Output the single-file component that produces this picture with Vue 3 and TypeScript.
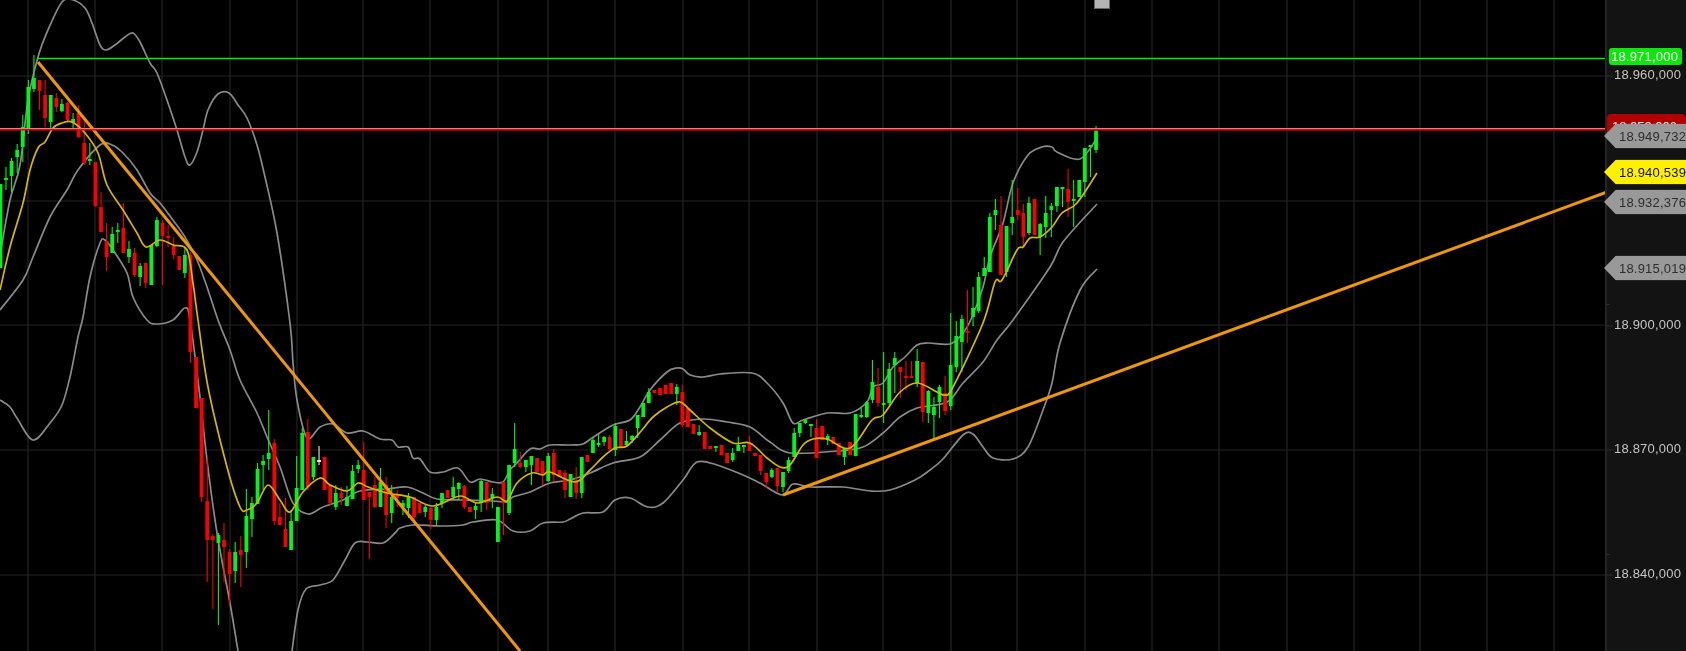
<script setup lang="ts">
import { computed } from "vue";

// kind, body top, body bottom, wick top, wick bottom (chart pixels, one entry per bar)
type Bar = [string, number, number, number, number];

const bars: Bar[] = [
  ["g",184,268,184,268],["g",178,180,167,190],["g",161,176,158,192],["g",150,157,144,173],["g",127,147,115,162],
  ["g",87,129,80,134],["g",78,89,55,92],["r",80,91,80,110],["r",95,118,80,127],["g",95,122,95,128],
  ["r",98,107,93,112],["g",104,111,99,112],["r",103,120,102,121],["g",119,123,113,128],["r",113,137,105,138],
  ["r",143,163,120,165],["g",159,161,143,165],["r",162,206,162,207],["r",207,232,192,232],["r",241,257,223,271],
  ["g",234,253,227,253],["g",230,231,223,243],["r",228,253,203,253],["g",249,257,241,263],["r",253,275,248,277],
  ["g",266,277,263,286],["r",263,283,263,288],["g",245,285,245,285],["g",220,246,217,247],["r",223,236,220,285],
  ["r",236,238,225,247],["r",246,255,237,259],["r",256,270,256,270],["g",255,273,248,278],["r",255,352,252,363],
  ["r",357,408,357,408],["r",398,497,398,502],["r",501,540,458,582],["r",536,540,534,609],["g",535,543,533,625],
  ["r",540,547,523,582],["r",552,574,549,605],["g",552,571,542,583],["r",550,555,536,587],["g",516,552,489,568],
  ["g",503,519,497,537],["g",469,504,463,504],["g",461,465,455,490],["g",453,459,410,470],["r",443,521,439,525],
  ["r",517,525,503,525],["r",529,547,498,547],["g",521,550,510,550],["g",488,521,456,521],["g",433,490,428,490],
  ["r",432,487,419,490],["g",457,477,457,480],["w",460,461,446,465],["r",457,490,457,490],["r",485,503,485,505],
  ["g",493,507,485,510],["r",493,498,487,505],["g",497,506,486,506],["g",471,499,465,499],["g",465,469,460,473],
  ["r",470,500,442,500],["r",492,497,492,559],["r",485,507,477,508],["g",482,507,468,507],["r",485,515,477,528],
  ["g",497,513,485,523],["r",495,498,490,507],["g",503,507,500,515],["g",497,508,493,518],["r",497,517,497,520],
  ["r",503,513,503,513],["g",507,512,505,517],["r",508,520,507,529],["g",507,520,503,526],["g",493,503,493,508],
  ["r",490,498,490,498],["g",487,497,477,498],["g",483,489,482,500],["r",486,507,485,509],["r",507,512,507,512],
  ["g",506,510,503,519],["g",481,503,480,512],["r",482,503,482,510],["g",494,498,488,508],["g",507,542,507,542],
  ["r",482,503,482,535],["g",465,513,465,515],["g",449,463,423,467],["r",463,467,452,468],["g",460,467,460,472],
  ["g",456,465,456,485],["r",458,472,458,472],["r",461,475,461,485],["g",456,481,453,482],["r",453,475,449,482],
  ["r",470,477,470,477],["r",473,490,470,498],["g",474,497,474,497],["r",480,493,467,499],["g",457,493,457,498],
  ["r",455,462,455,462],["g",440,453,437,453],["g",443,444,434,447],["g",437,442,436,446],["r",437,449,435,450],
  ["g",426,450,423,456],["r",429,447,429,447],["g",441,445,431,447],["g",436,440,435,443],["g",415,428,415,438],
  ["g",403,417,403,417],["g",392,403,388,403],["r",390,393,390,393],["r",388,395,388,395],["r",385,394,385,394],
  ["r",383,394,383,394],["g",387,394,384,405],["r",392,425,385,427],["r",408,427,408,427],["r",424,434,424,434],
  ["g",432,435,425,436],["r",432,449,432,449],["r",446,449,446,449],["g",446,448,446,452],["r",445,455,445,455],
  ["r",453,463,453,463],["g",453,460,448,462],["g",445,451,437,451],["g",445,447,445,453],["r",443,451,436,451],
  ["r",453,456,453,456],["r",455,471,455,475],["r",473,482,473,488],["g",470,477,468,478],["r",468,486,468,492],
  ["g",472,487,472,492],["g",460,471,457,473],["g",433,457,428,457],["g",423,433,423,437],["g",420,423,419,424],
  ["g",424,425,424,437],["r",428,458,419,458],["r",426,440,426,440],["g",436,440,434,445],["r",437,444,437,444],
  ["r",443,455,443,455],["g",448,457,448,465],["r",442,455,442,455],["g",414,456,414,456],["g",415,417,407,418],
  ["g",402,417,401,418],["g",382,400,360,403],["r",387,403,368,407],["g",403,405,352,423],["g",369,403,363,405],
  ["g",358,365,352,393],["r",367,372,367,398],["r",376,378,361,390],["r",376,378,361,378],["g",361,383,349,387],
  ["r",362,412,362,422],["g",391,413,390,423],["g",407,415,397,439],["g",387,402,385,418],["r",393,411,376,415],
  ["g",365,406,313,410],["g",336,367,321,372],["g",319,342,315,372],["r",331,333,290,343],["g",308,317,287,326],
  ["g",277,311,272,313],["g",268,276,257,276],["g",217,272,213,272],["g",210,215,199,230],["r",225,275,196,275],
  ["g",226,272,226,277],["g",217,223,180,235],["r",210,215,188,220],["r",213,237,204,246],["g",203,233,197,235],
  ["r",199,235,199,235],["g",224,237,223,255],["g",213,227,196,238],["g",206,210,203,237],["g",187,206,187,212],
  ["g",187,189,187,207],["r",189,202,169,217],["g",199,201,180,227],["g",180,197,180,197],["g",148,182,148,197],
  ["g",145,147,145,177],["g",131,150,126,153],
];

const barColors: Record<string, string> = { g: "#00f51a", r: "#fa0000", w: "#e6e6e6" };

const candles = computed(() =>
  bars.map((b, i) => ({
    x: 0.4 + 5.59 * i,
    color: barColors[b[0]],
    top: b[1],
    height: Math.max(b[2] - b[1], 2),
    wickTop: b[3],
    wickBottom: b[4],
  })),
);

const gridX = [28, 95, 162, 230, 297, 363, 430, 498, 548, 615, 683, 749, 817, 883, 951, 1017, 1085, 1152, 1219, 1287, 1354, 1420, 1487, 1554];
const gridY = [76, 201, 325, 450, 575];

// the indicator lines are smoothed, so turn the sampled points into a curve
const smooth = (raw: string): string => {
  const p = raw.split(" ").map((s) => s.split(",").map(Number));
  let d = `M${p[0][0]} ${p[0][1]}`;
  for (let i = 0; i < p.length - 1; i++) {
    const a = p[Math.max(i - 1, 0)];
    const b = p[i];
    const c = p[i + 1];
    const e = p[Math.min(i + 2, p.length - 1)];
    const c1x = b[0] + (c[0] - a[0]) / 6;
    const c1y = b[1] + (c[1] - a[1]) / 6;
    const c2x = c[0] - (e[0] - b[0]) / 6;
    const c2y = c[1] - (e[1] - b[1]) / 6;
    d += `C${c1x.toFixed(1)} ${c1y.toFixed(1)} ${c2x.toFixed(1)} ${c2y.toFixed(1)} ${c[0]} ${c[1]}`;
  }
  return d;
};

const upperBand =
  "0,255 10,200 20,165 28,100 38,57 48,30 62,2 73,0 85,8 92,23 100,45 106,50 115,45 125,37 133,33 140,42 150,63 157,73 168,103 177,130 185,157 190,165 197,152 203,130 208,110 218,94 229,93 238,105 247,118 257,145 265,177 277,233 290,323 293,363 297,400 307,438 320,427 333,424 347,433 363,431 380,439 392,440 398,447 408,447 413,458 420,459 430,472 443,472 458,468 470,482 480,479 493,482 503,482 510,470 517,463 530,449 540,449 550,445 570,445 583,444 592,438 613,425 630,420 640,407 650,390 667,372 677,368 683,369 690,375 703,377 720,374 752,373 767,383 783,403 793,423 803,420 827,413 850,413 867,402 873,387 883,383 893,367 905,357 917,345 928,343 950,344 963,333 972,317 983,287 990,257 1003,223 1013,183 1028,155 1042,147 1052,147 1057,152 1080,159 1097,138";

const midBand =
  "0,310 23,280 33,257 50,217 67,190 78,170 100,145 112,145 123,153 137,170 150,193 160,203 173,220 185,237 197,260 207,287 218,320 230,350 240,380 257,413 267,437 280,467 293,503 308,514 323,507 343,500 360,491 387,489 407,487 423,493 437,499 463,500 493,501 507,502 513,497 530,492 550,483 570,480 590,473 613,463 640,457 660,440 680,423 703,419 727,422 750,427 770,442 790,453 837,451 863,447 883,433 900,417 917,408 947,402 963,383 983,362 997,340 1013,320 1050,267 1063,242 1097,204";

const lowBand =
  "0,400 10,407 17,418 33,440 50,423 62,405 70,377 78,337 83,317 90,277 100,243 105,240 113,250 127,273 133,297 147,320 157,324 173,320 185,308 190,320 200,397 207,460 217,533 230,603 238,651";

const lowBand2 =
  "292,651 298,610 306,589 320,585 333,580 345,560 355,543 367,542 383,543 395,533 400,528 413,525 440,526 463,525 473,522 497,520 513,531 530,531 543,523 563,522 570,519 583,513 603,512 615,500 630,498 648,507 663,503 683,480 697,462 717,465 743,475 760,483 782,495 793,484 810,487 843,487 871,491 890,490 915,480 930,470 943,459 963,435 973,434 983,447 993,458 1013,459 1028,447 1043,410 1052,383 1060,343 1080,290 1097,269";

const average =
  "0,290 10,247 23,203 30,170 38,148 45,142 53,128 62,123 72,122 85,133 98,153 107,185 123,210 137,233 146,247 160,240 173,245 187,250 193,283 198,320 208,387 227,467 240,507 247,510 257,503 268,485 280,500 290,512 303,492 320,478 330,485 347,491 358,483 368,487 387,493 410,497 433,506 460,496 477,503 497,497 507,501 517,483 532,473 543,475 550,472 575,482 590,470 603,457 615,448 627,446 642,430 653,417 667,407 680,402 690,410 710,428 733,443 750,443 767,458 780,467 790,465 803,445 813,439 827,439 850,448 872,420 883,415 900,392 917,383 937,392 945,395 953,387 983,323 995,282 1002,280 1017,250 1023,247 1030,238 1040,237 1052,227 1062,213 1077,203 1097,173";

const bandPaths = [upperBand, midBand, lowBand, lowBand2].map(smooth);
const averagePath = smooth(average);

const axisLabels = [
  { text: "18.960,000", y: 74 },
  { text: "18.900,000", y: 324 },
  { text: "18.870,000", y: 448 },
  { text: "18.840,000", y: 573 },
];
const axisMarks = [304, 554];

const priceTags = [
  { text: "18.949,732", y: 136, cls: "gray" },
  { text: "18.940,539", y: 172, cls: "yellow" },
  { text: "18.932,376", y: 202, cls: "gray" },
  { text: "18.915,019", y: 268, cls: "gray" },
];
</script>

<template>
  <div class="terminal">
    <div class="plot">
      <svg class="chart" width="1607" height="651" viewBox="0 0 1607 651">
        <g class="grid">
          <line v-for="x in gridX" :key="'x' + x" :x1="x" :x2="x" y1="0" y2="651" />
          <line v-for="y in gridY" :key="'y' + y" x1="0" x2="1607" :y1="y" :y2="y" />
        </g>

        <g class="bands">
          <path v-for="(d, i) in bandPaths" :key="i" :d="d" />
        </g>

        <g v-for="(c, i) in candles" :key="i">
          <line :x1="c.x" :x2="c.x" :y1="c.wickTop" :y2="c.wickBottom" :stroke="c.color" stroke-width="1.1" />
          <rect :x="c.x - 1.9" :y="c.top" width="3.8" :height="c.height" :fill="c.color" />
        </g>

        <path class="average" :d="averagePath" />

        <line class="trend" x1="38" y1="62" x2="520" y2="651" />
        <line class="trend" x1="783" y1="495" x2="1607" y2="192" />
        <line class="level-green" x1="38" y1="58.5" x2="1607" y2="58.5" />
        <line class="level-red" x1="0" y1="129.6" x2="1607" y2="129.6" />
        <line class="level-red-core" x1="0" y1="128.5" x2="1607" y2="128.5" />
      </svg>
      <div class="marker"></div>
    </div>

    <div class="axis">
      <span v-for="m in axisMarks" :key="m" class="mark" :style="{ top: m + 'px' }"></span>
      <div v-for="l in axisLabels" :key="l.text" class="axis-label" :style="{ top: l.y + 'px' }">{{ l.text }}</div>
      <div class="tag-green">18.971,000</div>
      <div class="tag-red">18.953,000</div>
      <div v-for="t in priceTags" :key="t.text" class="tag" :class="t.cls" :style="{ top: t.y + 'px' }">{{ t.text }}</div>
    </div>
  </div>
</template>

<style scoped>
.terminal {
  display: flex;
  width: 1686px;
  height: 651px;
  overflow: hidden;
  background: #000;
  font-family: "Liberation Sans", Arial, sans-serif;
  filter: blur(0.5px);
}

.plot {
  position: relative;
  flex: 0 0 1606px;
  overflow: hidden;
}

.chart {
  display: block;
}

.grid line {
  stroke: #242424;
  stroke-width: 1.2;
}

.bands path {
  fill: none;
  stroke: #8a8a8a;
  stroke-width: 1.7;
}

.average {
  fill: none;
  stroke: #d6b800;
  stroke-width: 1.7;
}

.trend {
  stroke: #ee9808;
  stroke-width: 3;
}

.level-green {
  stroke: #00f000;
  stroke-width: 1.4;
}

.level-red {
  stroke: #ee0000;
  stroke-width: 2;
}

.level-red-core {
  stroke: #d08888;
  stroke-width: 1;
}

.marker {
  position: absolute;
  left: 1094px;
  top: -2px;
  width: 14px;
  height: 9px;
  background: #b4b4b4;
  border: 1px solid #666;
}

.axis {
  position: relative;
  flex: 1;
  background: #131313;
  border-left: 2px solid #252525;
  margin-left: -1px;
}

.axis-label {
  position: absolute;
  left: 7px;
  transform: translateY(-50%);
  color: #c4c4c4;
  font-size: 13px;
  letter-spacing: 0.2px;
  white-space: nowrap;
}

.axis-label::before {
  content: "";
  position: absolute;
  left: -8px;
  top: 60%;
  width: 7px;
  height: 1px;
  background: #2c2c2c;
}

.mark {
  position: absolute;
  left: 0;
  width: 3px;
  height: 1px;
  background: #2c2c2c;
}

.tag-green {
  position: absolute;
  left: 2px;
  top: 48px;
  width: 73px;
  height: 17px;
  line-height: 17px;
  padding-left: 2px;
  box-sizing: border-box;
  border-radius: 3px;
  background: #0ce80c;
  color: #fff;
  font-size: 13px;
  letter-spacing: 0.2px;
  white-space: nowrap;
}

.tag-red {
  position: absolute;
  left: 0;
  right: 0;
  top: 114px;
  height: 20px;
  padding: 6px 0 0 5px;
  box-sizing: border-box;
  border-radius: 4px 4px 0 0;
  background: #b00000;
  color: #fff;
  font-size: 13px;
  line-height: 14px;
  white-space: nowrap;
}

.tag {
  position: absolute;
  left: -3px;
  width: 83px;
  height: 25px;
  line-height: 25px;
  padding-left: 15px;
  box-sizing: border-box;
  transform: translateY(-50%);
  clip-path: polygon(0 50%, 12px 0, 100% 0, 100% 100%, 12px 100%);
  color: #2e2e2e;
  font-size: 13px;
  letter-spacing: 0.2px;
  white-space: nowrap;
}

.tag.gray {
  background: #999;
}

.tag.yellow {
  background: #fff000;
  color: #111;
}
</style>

GOAL OF THE EXERCISE
Please repeat exactly the data above from its first line to the line that contains "type Bar = [string, number, number, number, number];", inclusive, and leave every picture out.

TASK RESULT
Output the single-file component that produces this picture with Vue 3 and TypeScript.
<script setup lang="ts">
import { computed } from "vue";

// kind, body top, body bottom, wick top, wick bottom (chart pixels, one entry per bar)
type Bar = [string, number, number, number, number];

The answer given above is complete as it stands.